Beyond Technical Analysis: Combining with Fundamental Analysis
While technical analysis is a powerful tool, it’s important to remember that it’s just one piece of the puzzle. For a more comprehensive investment strategy, consider combining technical analysis with fundamental analysis, which involves evaluating the financial health and intrinsic value of a company. Fundamental analysis often involves studying the company’s balance sheet, income statement, cash flow statement, and conducting SWOT (Strengths, Weaknesses, Opportunities, Threats) analysis.
For example, you might use fundamental analysis to identify companies with strong growth potential and then use technical analysis to time your entry and exit points.

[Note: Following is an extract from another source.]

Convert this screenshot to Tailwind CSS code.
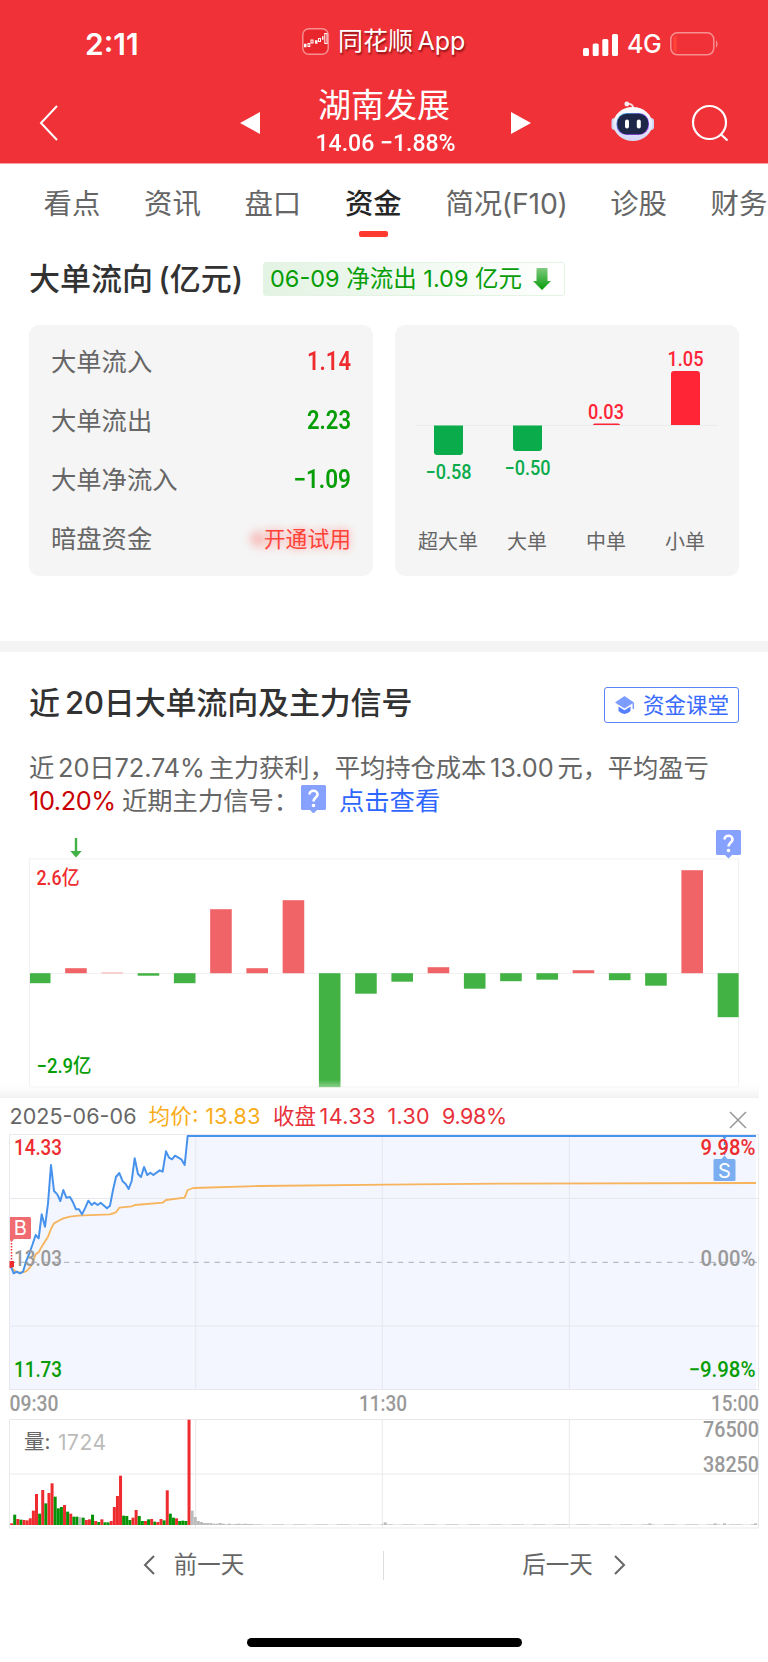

This integrated approach can significantly improve your investment outcomes and help you achieve your financial goals, whether you’re investing in the equity markets directly, focusing on SIPs in mutual funds, or leveraging tax-saving instruments like ELSS, PPF, and NPS for long-term financial security.
Ultimately, finding the best technical analysis tools in trading app will come down to personal preference, learning what works best for your own investment style, and what your own comfort levels are.
Conclusion: Empowering Your Trading Journey
Technical analysis is an indispensable skill for any Indian investor looking to navigate the complexities of the stock market. By mastering the essential tools and techniques discussed in this article and utilizing the features available in your trading app, you can gain a significant edge in your trading endeavors. Remember to continuously learn, adapt your strategies based on market conditions, and always manage your risk effectively. Happy trading!